Entries provided
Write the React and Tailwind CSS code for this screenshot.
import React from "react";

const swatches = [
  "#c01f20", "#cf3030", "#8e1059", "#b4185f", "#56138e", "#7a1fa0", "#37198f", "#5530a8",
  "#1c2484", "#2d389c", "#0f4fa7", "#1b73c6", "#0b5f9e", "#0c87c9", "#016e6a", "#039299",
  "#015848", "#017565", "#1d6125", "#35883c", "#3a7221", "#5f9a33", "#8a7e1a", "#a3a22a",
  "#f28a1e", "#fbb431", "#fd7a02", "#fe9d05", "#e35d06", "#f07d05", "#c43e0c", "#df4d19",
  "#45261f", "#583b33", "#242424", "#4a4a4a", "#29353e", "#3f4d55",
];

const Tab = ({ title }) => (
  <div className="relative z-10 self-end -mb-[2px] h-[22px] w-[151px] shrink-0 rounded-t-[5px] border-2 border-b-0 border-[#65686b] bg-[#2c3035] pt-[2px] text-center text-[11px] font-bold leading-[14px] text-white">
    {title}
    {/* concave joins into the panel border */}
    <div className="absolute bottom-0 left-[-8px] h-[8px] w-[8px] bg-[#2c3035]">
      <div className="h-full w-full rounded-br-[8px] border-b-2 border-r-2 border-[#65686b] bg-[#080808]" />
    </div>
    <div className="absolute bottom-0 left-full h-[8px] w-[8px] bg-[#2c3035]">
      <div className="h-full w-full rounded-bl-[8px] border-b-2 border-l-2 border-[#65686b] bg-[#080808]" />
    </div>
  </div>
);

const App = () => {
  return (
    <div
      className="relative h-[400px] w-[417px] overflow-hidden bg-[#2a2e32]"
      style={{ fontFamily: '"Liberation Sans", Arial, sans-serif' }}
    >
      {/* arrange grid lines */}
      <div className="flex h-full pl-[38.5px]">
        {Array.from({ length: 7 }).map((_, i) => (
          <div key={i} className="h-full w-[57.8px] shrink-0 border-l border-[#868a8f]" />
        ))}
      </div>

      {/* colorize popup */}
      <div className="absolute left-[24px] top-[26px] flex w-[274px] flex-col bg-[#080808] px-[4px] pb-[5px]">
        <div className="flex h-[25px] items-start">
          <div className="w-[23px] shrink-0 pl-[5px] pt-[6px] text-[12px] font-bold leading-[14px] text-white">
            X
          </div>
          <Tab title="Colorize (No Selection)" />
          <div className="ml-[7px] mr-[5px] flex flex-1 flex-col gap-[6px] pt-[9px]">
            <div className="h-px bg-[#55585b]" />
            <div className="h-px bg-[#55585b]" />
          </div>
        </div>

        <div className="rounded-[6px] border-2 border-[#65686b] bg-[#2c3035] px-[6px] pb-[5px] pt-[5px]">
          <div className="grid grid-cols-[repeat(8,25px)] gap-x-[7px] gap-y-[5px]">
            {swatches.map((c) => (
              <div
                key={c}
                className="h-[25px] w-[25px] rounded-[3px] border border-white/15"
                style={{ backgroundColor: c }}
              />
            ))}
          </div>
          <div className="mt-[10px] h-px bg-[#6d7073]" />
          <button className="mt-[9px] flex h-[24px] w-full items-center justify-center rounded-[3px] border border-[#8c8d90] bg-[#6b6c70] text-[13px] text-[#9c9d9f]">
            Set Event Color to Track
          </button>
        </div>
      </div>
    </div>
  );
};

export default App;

--

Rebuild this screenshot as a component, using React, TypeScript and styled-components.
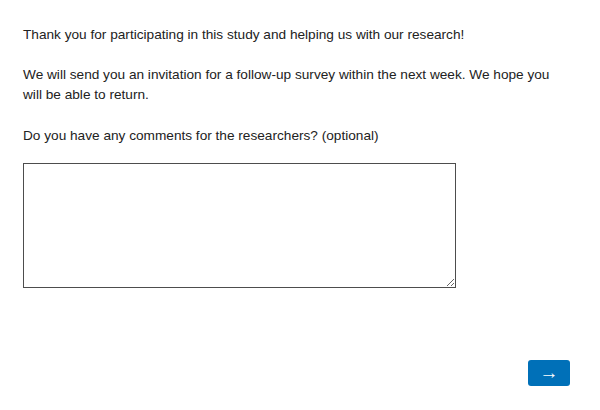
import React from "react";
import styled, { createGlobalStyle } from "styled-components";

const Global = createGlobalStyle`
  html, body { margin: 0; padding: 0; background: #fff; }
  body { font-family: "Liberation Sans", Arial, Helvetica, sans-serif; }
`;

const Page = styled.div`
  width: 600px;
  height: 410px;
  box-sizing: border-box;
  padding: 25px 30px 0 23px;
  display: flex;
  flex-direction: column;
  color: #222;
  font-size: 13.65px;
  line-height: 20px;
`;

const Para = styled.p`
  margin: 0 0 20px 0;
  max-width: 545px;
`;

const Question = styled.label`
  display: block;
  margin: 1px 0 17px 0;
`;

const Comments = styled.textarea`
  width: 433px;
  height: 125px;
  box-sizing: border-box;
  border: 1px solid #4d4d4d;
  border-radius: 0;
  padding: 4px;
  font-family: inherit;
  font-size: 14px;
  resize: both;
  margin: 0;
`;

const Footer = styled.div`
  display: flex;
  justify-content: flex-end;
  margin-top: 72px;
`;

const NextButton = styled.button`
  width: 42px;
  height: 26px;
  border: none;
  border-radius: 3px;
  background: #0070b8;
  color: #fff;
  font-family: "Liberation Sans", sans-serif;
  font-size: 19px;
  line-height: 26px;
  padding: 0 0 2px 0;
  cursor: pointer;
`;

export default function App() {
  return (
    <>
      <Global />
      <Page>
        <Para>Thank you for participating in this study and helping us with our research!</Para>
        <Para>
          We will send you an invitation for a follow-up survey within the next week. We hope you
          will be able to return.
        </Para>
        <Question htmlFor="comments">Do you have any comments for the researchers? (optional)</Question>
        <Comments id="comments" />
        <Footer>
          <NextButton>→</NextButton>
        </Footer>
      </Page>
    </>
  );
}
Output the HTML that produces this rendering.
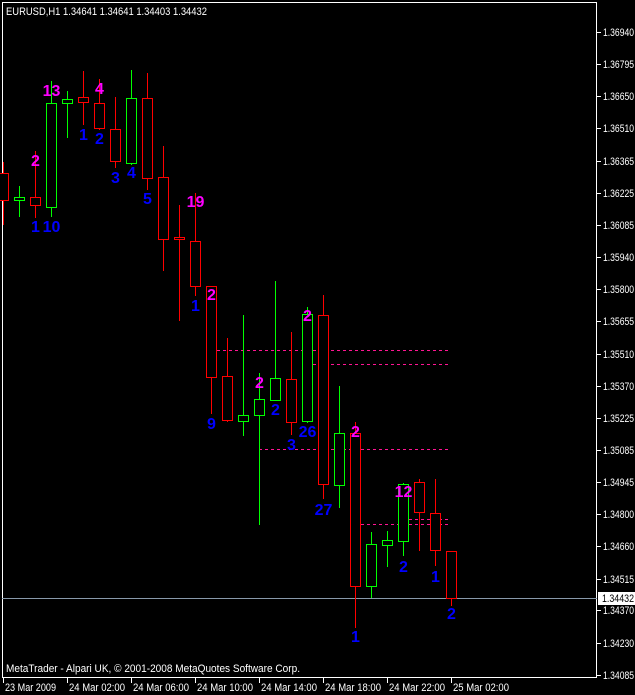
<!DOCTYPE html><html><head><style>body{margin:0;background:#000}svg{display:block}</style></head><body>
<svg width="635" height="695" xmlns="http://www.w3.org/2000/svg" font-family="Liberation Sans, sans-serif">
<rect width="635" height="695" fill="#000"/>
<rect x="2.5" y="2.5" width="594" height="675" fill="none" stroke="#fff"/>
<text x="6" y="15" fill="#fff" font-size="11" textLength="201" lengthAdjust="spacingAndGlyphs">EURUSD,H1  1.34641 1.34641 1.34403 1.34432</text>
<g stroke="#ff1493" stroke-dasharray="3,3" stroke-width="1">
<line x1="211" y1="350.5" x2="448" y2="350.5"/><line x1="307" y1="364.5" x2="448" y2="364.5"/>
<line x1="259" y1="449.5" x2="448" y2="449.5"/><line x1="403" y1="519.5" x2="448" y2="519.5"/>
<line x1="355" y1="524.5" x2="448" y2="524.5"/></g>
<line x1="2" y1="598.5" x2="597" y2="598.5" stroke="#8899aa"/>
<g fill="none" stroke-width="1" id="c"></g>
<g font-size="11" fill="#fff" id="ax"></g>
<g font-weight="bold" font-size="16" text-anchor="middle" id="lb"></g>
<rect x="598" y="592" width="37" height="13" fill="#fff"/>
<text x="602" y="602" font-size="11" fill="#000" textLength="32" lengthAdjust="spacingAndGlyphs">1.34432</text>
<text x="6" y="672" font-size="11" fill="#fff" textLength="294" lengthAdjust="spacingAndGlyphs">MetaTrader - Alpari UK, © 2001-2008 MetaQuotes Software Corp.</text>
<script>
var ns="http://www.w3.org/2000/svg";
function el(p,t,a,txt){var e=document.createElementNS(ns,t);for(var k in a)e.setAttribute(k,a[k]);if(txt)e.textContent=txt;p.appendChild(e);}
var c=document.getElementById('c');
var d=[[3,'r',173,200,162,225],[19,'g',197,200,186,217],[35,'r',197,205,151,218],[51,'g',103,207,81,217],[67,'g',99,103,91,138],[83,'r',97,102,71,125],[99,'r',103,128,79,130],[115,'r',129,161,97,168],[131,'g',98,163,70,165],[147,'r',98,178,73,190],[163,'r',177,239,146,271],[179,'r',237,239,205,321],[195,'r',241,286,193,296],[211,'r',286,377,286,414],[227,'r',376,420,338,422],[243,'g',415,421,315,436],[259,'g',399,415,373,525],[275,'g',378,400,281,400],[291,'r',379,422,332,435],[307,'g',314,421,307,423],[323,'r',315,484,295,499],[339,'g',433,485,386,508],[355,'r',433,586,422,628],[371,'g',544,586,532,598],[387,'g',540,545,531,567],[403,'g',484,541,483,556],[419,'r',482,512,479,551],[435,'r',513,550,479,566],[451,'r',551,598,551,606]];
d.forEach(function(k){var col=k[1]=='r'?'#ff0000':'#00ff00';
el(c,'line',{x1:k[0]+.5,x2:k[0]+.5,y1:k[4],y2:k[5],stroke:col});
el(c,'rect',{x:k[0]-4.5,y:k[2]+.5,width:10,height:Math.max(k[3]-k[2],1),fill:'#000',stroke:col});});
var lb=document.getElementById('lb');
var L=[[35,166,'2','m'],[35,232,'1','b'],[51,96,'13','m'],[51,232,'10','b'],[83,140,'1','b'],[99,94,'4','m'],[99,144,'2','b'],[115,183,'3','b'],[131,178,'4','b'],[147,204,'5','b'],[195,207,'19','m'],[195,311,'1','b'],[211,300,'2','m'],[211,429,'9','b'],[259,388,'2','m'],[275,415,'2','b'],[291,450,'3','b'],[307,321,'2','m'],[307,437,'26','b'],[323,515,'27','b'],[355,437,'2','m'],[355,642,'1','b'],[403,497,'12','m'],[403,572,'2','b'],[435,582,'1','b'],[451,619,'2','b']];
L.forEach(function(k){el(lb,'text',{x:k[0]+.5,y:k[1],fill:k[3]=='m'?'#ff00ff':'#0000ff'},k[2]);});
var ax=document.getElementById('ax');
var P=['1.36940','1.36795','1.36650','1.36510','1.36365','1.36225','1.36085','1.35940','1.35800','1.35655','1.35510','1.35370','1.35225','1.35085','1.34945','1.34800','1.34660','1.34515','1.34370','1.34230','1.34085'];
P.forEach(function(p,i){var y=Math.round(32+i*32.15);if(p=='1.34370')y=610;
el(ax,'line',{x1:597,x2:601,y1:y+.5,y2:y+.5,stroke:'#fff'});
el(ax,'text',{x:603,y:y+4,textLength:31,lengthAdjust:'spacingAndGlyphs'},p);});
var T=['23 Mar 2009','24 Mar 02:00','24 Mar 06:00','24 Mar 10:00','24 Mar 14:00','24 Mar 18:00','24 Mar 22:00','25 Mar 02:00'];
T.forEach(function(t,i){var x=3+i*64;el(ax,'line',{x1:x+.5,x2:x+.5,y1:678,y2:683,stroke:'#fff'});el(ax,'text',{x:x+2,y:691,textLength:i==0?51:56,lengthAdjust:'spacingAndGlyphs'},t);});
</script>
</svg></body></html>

Task requirements
Copy out every line of the material above that mentions the word "components".

Response to this task
Rebuild this screenshot as a component, using React, TypeScript and styled-components.
import styled, { createGlobalStyle } from "styled-components";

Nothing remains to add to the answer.